I was doing some research for something else and wanted to share some anecdotal evidence here…

In a majority of households where the husband/father is a faithful church-goer, the rest of the family tends to attend with him, but in households where the husband is not a faithful church-goer (but the wife is, at least initially), the wife’s attendance drops significantly every five years or so. It’s also the case that the number of homes where the husband is a faithful Christian and the wife is not is a small amount, relatively speaking, but homes where the wife is a faithful church-goer and the husband is not is much more common.

In other words, too many dads are comfortable thinking “going to church” is for the wife and kids to do.

And as long as we’re talking about this sort of thing: Children are extremely likely to attend Bible Class as adults if both parents brought them as kids, but they are far less likely to attend as adults if their father alone was the one who brought them. That number also drops significantly if only the mother brings her kids without her husband. If neither parent attends, and the children rely on someone else to bring them, as you can imagine, they are highly unlikely to attend Bible Class when they are at an age to drive themselves.

Now consider this: In a household where the child first obeys the Gospel, there is only a minuscule chance the rest of the household will follow. If a mother obeys first, the odds only increase slightly for the rest of the family to follow. If the father is the first to obey, the odds that the rest of the family obeys is tremendously greater.

Dads have an incomparable opportunity to convert their families if they would only obey the Gospel!
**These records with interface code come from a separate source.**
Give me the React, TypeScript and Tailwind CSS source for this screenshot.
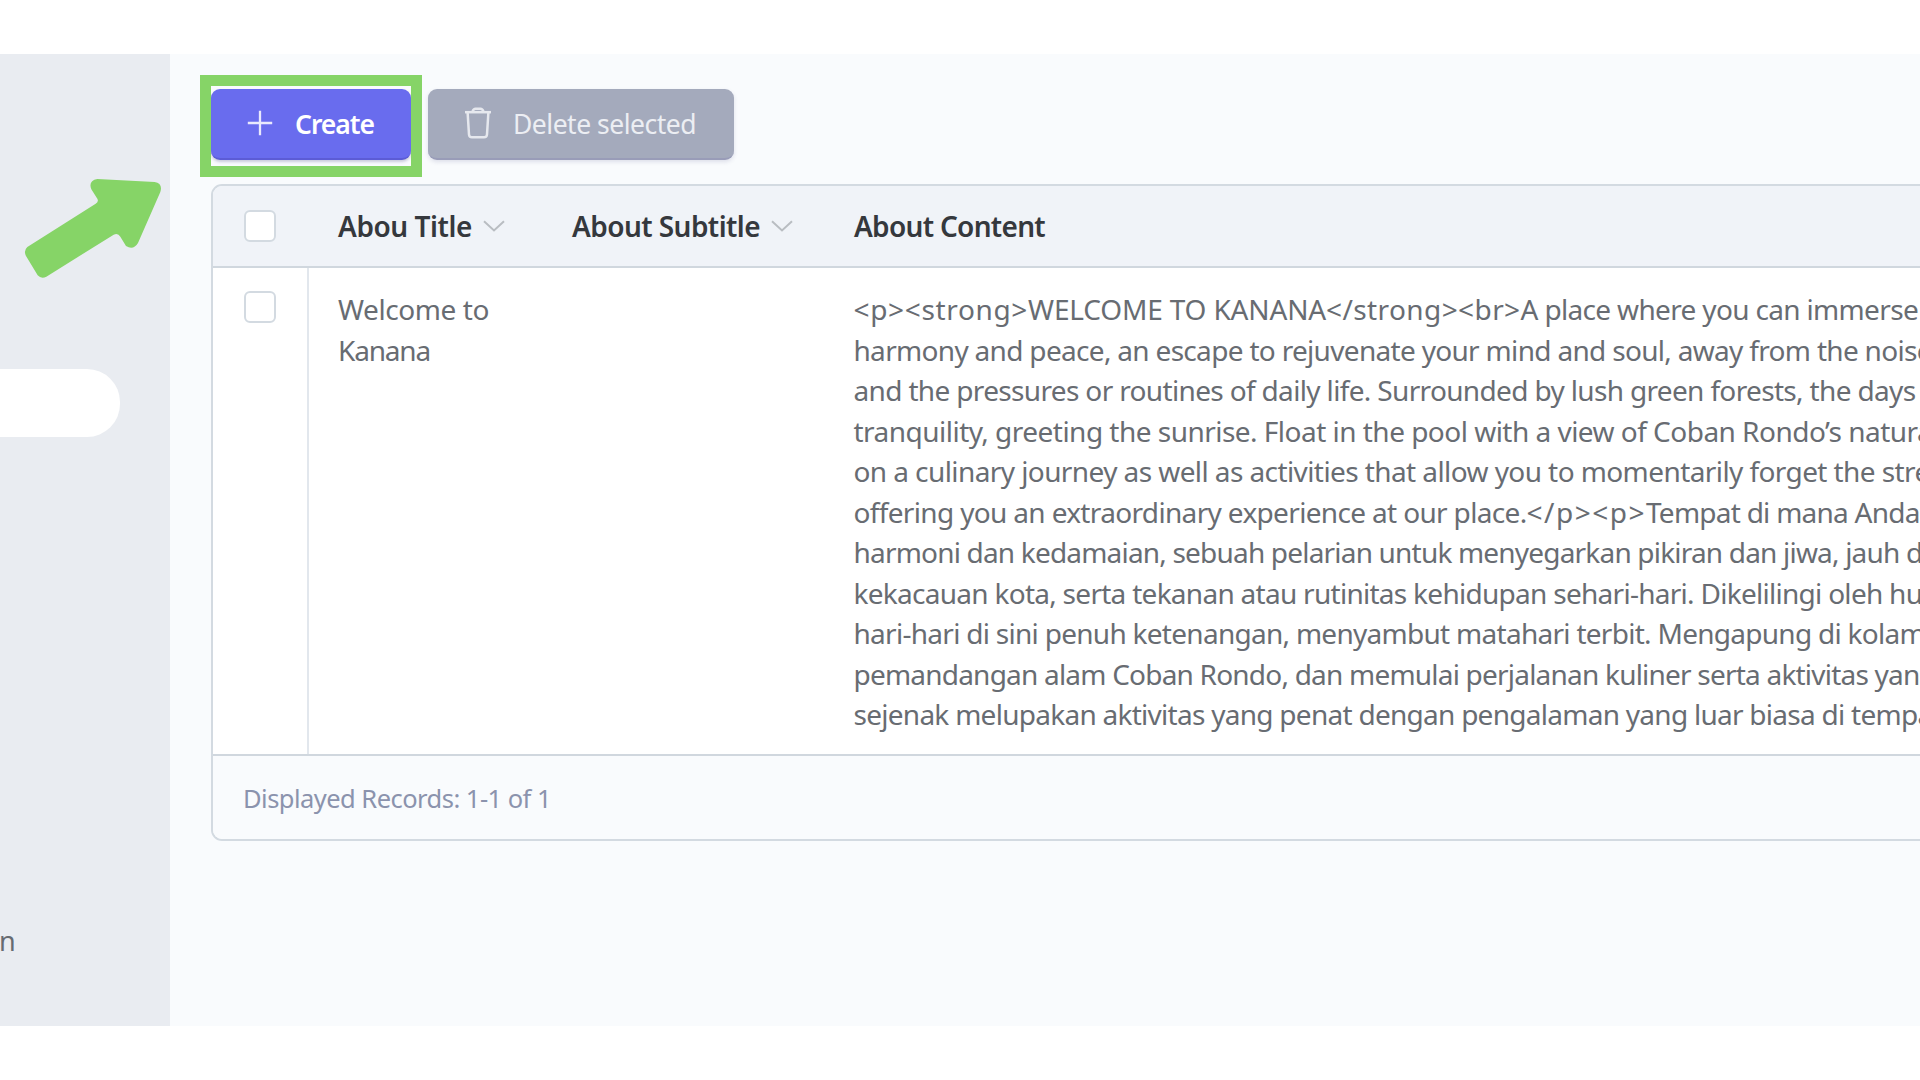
import React from "react";

const FAMILY = '"Noto Sans", "Open Sans", sans-serif';
const ctx = document.createElement("canvas").getContext("2d")!;

type FitProps = {
  text: string;
  width: number;
  size?: number;
  weight?: number;
  tail?: string;
  className?: string;
};

// One run of text, tracked so that `text` spans `width` pixels; `tail` continues it.
function Fit({ text, width, size = 28, weight = 400, tail = "", className = "" }: FitProps) {
  ctx.font = `${weight} ${size}px ${FAMILY}`;
  const spacing = (width - ctx.measureText(text).width) / text.length;
  return (
    <span
      className={`block whitespace-pre ${className}`}
      style={{ fontSize: size, fontWeight: weight, letterSpacing: `${spacing.toFixed(3)}px` }}
    >
      {text + tail}
    </span>
  );
}

type Run = [text: string, width: number, tail?: string];

const LINES: Run[][] = [
  [
    ["<p><strong>", 174.5],
    ["WELCOME TO KANANA", 298],
    ["</strong><br>", 194.5],
    ["A place where you can immerse", 397.5],
  ],
  [["harmony and peace, an escape to rejuvenate your mind and soul, away from the", 1004.5, " noise"]],
  [["and the pressures or routines of daily life. Surrounded by lush green forests, the days", 1062]],
  [["tranquility, greeting the sunrise. Float in the pool with a view of Coban Rondo’s", 988, " natural"]],
  [["on a culinary journey as well as activities that allow you to momentarily forget the", 1021.5, " stress"]],
  [
    ["offering you an extraordinary experience at our place.", 673],
    ["</p><p>", 119.5],
    ["Tempat di mana", 202, " Anda"],
  ],
  [["harmoni dan kedamaian, sebuah pelarian untuk menyegarkan pikiran dan jiwa, jauh", 1046, " dari"]],
  [["kekacauan kota, serta tekanan atau rutinitas kehidupan sehari-hari. Dikelilingi oleh", 1029, " hutan"]],
  [["hari-hari di sini penuh ketenangan, menyambut matahari terbit. Mengapung di", 987.5, " kolam"]],
  [["pemandangan alam Coban Rondo, dan memulai perjalanan kuliner serta aktivitas", 1014.5, " yang"]],
  [["sejenak melupakan aktivitas yang penat dengan pengalaman yang luar biasa di", 991, " tempat"]],
];

function Checkbox() {
  return <div className="h-8 w-8 shrink-0 rounded-[6px] border-2 border-[#d3dae1] bg-white" />;
}

function Chevron() {
  return (
    <svg className="h-3 w-[22px]" viewBox="0 0 22 12" fill="none" stroke="#b9bdc2" strokeWidth="2">
      <path d="M1 1.2 11 10.4 21 1.2" />
    </svg>
  );
}

export default function App() {
  return (
    <div className="h-[1080px] w-[1920px] overflow-hidden bg-white pt-[54px] font-['Noto_Sans','Open_Sans',sans-serif]">
      <div className="relative flex h-[972px]">
        <aside className="w-[170px] shrink-0 bg-[#e9ecf1] pt-[314.5px]">
          <div className="h-[68px] w-[120px] rounded-r-[33px] bg-white" />
          <div className="mt-[484.5px] h-10 leading-10 text-[#666b72]">
            <Fit text="n" width={17} size={27} className="-ml-px" />
          </div>
        </aside>

        <main className="min-w-0 flex-1 overflow-hidden bg-[#f9fbfd] pl-[41px] pt-[35px]">
          <div className="flex gap-[17px] leading-10">
            <button className="flex h-[71px] w-[200px] items-center rounded-[9px] border-b-2 border-[#5c5cd6] bg-[#696cee] pl-9 text-white shadow-[0_2px_3px_rgba(60,60,120,0.25)]">
              <svg className="-mt-0.5 mr-[22px] h-[26px] w-[26px]" viewBox="0 0 26 26" stroke="#e9e9fd" strokeWidth="2.3">
                <path d="M13 .8v24.4M.8 13h24.4" />
              </svg>
              <Fit text="Create" width={79} size={26.5} weight={600} />
            </button>
            <button className="flex h-[71px] w-[306px] items-center rounded-[9px] border-b-2 border-[#999cb8] bg-[#a4aabc] pl-9 text-[#eceef3] shadow-[0_2px_4px_rgba(60,60,120,0.14)]">
              <svg className="-mt-0.5 mr-[21px] h-8 w-7" viewBox="0 0 28 32" fill="none" stroke="#e6e8ee" strokeWidth="2.5" strokeLinejoin="round">
                <path d="M1 5.2h26" />
                <path d="M8.5 4.6Q9.5 1.7 11.5 1.7h5Q18.500 1.700 19.500 4.600" />
                <path d="M3.600 5.500 5 27.500Q5.200 30.300 8 30.300H20Q22.800 30.300 23 27.500L24.400 5.500" />
              </svg>
              <Fit text="Delete selected" width={183} size={26.5} />
            </button>
          </div>

          <section className="mt-[24px] w-[1760px] rounded-l-[11px] border-2 border-[#d3dae1]">
            <header className="flex h-[82px] items-center rounded-tl-[9px] border-b-2 border-[#d0d7de] bg-[#f0f3f8] pl-[31px] leading-10 text-[#35383d]">
              <Checkbox />
              <div className="ml-[62px] flex w-[234px] shrink-0 items-center gap-[11px]">
                <Fit text="Abou Title" width={134} weight={600} />
                <Chevron />
              </div>
              <div className="flex w-[282px] shrink-0 items-center gap-[11px]">
                <Fit text="About Subtitle" width={188} weight={600} />
                <Chevron />
              </div>
              <Fit text="About Content" width={191} weight={600} />
            </header>
            <div className="flex h-[488px] border-b-2 border-[#d0d7de] bg-white leading-[40.55px] text-[#686c72]">
              <div className="w-[96px] shrink-0 border-r-2 border-[#e2e7ed] pl-[31px] pt-[23px]">
                <Checkbox />
              </div>
              <div className="w-[544.5px] shrink-0 pl-[29px] pt-[21px]">
                <Fit text="Welcome to" width={151} />
                <Fit text="Kanana" width={92} />
              </div>
              <div className="shrink-0 pt-[21px]">
                {LINES.map((runs, i) => (
                  <div key={i} className="flex">
                    {runs.map(([text, width, tail]) => (
                      <Fit key={text} text={text} width={width} tail={tail} />
                    ))}
                  </div>
                ))}
              </div>
            </div>
            <footer className="flex h-[83px] items-center rounded-bl-[9px] bg-[#f9fbfd] pl-[30px] leading-10 text-[#8b93ad]">
              <Fit text="Displayed Records: 1-1 of 1" width={308} size={25.5} />
            </footer>
          </section>
        </main>

        <div className="absolute left-[200px] top-[21px] h-[102px] w-[222px] border-[11.500px] border-[#86d467]" />
        <svg className="absolute left-[20px] top-[120px] h-[110px] w-[150px]" viewBox="60 402 450 330" fill="#86d467">
          <path d="M292 417 464 426Q489 430 481 456L414 609Q400 632 378 618L361 590Q354 578 341 584L139 710Q124 718 113 706L78 648Q70 632 82 621L287 491Q297 484 292 476L274 448Q264 422 292 417Z" />
        </svg>
      </div>
    </div>
  );
}
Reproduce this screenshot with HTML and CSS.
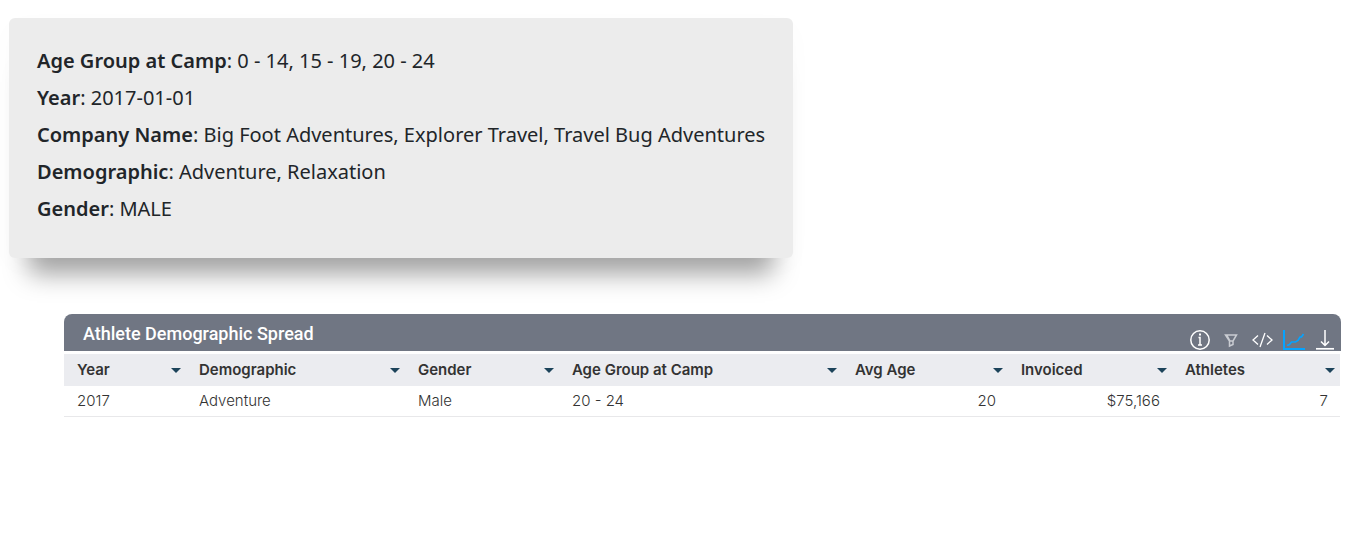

These facts are observable. You have seen and know of cases where they apply. We all do. The reason for the huge disparity, I think, is clear. Like it or not, there is a clear psychological barrier at work. The pattern of God is that men lead the home. Ideally, it is that godly men lead a godly home. When the patriarch is not godly, it starts a chain reaction that brings instability to the whole rest of the family dynamic. The wife may obey the Gospel instead, but then she will find it challenging to get her husband to listen to her, to undertake the ultimate act of submission (to Jesus), because it is being driven by the teaching of his wife, who, by God’s design, is supposed to be in submission to him.

The solution? Husbands/Fathers need to make church attendance a personal priority. If they do, a faithful family is almost guaranteed to follow.